34Le corollaire est qu’un Grec sans éducation ne mérite pas ce nom et qu’un barbare peut devenir grec. Pourquoi, dans ces conditions, vouloir guerroyer contre le barbare et refaire la guerre de Troie ? Il faut rappeler ici le contexte si troublé de la vie d’Isocrate, d’où son rêve de concorde comme condition du bonheur humain. Mais comment créer cette concorde ? La « fusée » d’Isocrate, pour répondre à cette question, comporte plusieurs étages. Il faut d’abord un chef démocratique, c’est-à-dire un chef capable de fédérer les énergies sans imposer un pouvoir brutal, un Thésée, un Périclès, bref un roi-philosophe, même si – je veux bien l’admettre – c’est dans un sens un peu simpliste par rapport à Platon. Ce chef doit être doué, instruit, mais surtout inlassablement formé par l’imitation du maître – Isocrate est là pour cela. Mais comment ce chef peut-il fédérer ses semblables ? Eh bien, par un discours qui soit commun en raison de sa beauté, celle d’Hélène étant une synecdoque de ce qui excite le désir des hommes. On pourrait voir ici, une fois encore, une analogie avec Platon en ce que la beauté d’Hélène rappelle le rôle joué par Éros dans le Banquet, mais la chose est envisagée par Isocrate d’une manière plus concrète et pratique. Alors, bien sûr, il faut aussi construire l’ennemi, comme dirait Umberto Eco20. Mais l’ennemi troyen n’est guère dépeint en réalité, ce qui intéresse Isocrate est la vertu que donne aux hommes la quête de la beauté. Hélène est entre Orient et Occident comme une médaille d’or, conduisant tous les concurrents de la compétition à se surpasser. J’aurais donc tendance à voir dans le barbare isocratique non pas un ennemi particulier mais la barbarie, avec son cortège d’ignorance, de brutalité, de soumission. En cela, Isocrate mène un combat très actuel.
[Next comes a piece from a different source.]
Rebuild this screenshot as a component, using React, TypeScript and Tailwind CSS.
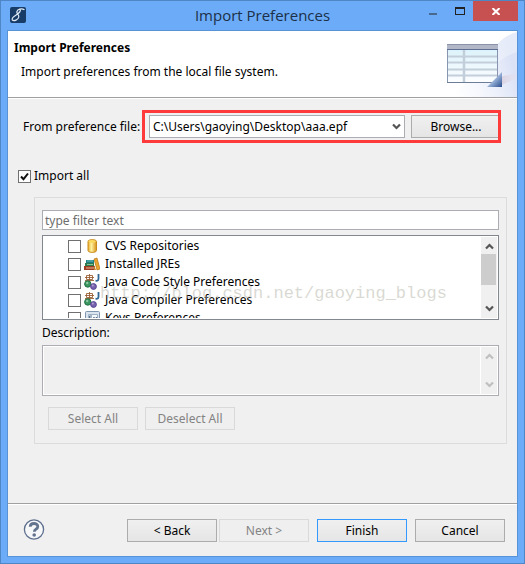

35On dit souvent qu’Isocrate fait pâle figure à côté de Platon, ce qui bien sûr est vrai. On pourrait l’imaginer aujourd’hui en communicant, un communicant un peu amélioré, c’est-à-dire doté de sens moral, de conscience politique et d’un certain idéalisme. Pourtant, les points communs ne manquent pas avec Platon, ce que semble reconnaître, d’ailleurs, l’une des dernières phrases du Phèdre21 : « mon ami, il y a naturellement, dans l’esprit de cet homme, une certaine aspiration à la sagesse ». Mais cette reconnaissance, sans doute ironique, n’est pas l’essentiel. Ce qui me paraît le plus digne d’attention est qu’Isocrate a contribué à éduquer les leaders réels, a contribué à travers eux à éduquer, à unir les citoyens, en concevant un idéal susceptible d’apporter la concorde et la collaboration de tous à une œuvre commune. Son rôle posthume de fondateur des humanités a été d’attirer l’attention sur l’importance non seulement culturelle mais sociale et politique du beau discours, alias littérature. Ce n’est pas si mal.